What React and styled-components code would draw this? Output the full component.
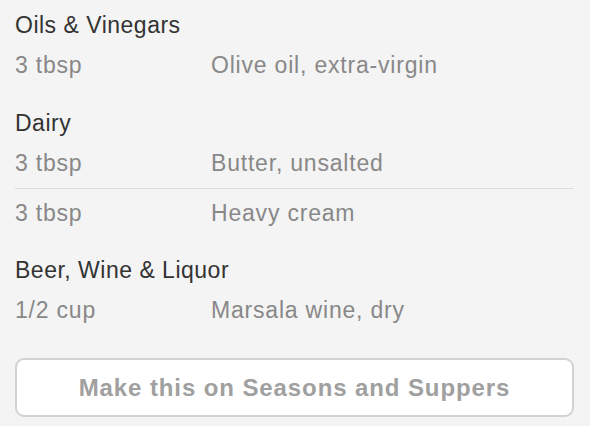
import styled, { createGlobalStyle } from 'styled-components'

const GlobalStyle = createGlobalStyle`
  body {
    margin: 0;
    background-color: #f4f4f4;
    font-family: 'Liberation Sans', Arial, sans-serif;
  }
`

const Page = styled.div`
  display: flex;
  flex-direction: column;
  padding: 11px 16px 9px 15px;
  width: 590px;
  height: 426px;
  box-sizing: border-box;
`

const Section = styled.section`
  display: flex;
  flex-direction: column;
  margin-bottom: 19px;
`

const Heading = styled.h3`
  margin: 0;
  height: 30px;
  line-height: 29px;
  font-size: 23px;
  font-weight: 400;
  letter-spacing: 0.5px;
  color: #333;
`

const Row = styled.div`
  display: grid;
  grid-template-columns: 196px 1fr;
  align-items: center;
  height: 49px;
  box-sizing: border-box;
  font-size: 23px;
  letter-spacing: 0.8px;
  color: #888;

  & + & {
    border-top: 1px solid #dcdcdc;
  }
`

const Button = styled.button`
  margin-top: 4px;
  height: 60px;
  width: 100%;
  border: 2px solid #d2d2d2;
  border-radius: 9px;
  background-color: #fff;
  font-family: 'Liberation Sans', Arial, sans-serif;
  font-size: 24px;
  font-weight: 700;
  letter-spacing: 0.9px;
  color: #a0a0a0;
`

const sections = [
  { title: 'Oils & Vinegars', items: [['3 tbsp', 'Olive oil, extra-virgin']] },
  { title: 'Dairy', items: [['3 tbsp', 'Butter, unsalted'], ['3 tbsp', 'Heavy cream']] },
  { title: 'Beer, Wine & Liquor', items: [['1/2 cup', 'Marsala wine, dry']] },
]

function App() {
  return (
    <Page>
      <GlobalStyle />
      {sections.map((s) => (
        <Section key={s.title}>
          <Heading>{s.title}</Heading>
          {s.items.map(([amount, name]) => (
            <Row key={name}>
              <span>{amount}</span>
              <span>{name}</span>
            </Row>
          ))}
        </Section>
      ))}
      <Button>Make this on Seasons and Suppers</Button>
    </Page>
  )
}

export default App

--

GOAL | Leave out the pictures and give the listing above again exactly.

SOLUTION |
What React and styled-components code would draw this? Output the full component.
import styled, { createGlobalStyle } from 'styled-components'

const GlobalStyle = createGlobalStyle`
  body {
    margin: 0;
    background-color: #f4f4f4;
    font-family: 'Liberation Sans', Arial, sans-serif;
  }
`

const Page = styled.div`
  display: flex;
  flex-direction: column;
  padding: 11px 16px 9px 15px;
  width: 590px;
  height: 426px;
  box-sizing: border-box;
`

const Section = styled.section`
  display: flex;
  flex-direction: column;
  margin-bottom: 19px;
`

const Heading = styled.h3`
  margin: 0;
  height: 30px;
  line-height: 29px;
  font-size: 23px;
  font-weight: 400;
  letter-spacing: 0.5px;
  color: #333;
`

const Row = styled.div`
  display: grid;
  grid-template-columns: 196px 1fr;
  align-items: center;
  height: 49px;
  box-sizing: border-box;
  font-size: 23px;
  letter-spacing: 0.8px;
  color: #888;

  & + & {
    border-top: 1px solid #dcdcdc;
  }
`

const Button = styled.button`
  margin-top: 4px;
  height: 60px;
  width: 100%;
  border: 2px solid #d2d2d2;
  border-radius: 9px;
  background-color: #fff;
  font-family: 'Liberation Sans', Arial, sans-serif;
  font-size: 24px;
  font-weight: 700;
  letter-spacing: 0.9px;
  color: #a0a0a0;
`

const sections = [
  { title: 'Oils & Vinegars', items: [['3 tbsp', 'Olive oil, extra-virgin']] },
  { title: 'Dairy', items: [['3 tbsp', 'Butter, unsalted'], ['3 tbsp', 'Heavy cream']] },
  { title: 'Beer, Wine & Liquor', items: [['1/2 cup', 'Marsala wine, dry']] },
]

function App() {
  return (
    <Page>
      <GlobalStyle />
      {sections.map((s) => (
        <Section key={s.title}>
          <Heading>{s.title}</Heading>
          {s.items.map(([amount, name]) => (
            <Row key={name}>
              <span>{amount}</span>
              <span>{name}</span>
            </Row>
          ))}
        </Section>
      ))}
      <Button>Make this on Seasons and Suppers</Button>
    </Page>
  )
}

export default App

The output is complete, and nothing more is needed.